Driven to Tests
What are the signs that your software product team has experienced a big issue during development? Team velocity on new features has slowed down compared to earlier iterations. Tech debt is taking a long time to pay down. There’s a bug in production - or worse, some sort of production outage. How does your team adapt to the situation?
No matter the cause, there is hard coding work ahead. You’re worried about the speed and effectiveness of the team as they work. And you want to finish the task with no risk to the rest of the product.
Are your tests helpful in these stressful situations? Are they just a quality check before shipping? Or are they more integrated into your workflow? How can you increase velocity of new effort, bug fixing, and production fixes? And how can your test suite increase your confidence that recent work is correct while not exposing the rest of the product to risk? How can your test suite factor into Continuous Delivery?

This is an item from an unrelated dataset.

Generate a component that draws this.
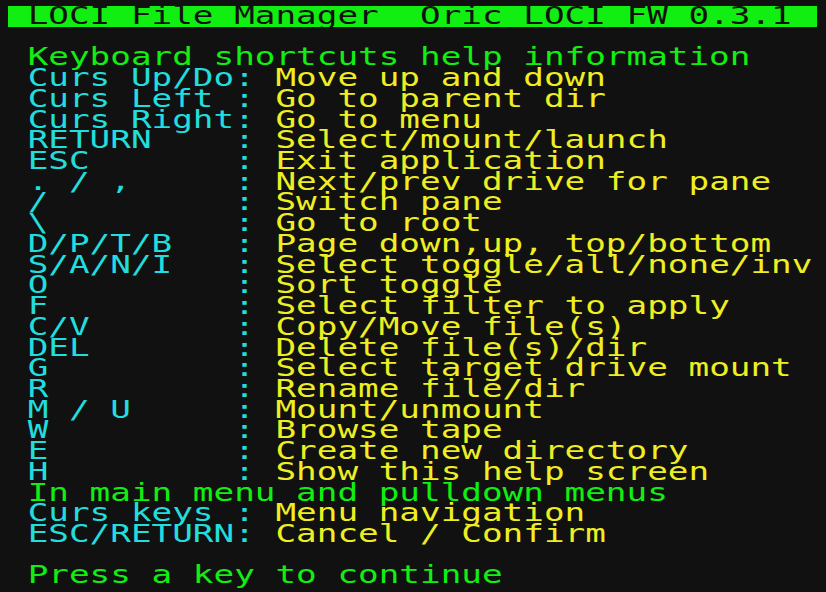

If these questions sound interesting, can I interest you in test-driven development?
Why Test First?
If you’ve never heard or seen test-driven development (TDD), it’s exactly what it sounds like. Developers write a test, run it to watch it fail, then write the implementation code to get the test to pass. Repeat.1 Over time, these tests build into to a robust suite that provides your product with several benefits.
First is the impact on the amount of implementation code. By writing only the code to make tests pass, you have “just enough implementation” - less code and less complicated code. The codebase will not have unused code paths cuttering developers’ editors and brains. Smaller, simpler code is easier to change in the future.
Yes, there will be a lot of code written in tests. Likely more than what you may have seen in a traditional automated test suite. But a passing TDD’d suite provides a higher sense of confidence than a typical test suite that the product will work as described. That confidence says that when the suite is passing, the team can ship that version of the product.
The tests also allow for change in the future while maintaining that confidence. If tests are passing “near” the work a developer is doing, but failing elsewhere, that is very useful information. You know not to ship until the entire test suite is green. You know about a less obvious code depencency. This is handy when writing new code or fixing bugs. It is amazing when refactoring.
Another benefit is useful documentation. Code documentation is often a separate effort, written after code is complete and shipped. Thus they tend to be, and stay, out of date. In a TDD project, the test suites have descriptive test names and clear implementation that tell the reader exactly how the code works. So the suite serves as documentation that is complete before any code is checked into version control. Test-suites-as-documentation are useful to teams immediately and they stay that way over time.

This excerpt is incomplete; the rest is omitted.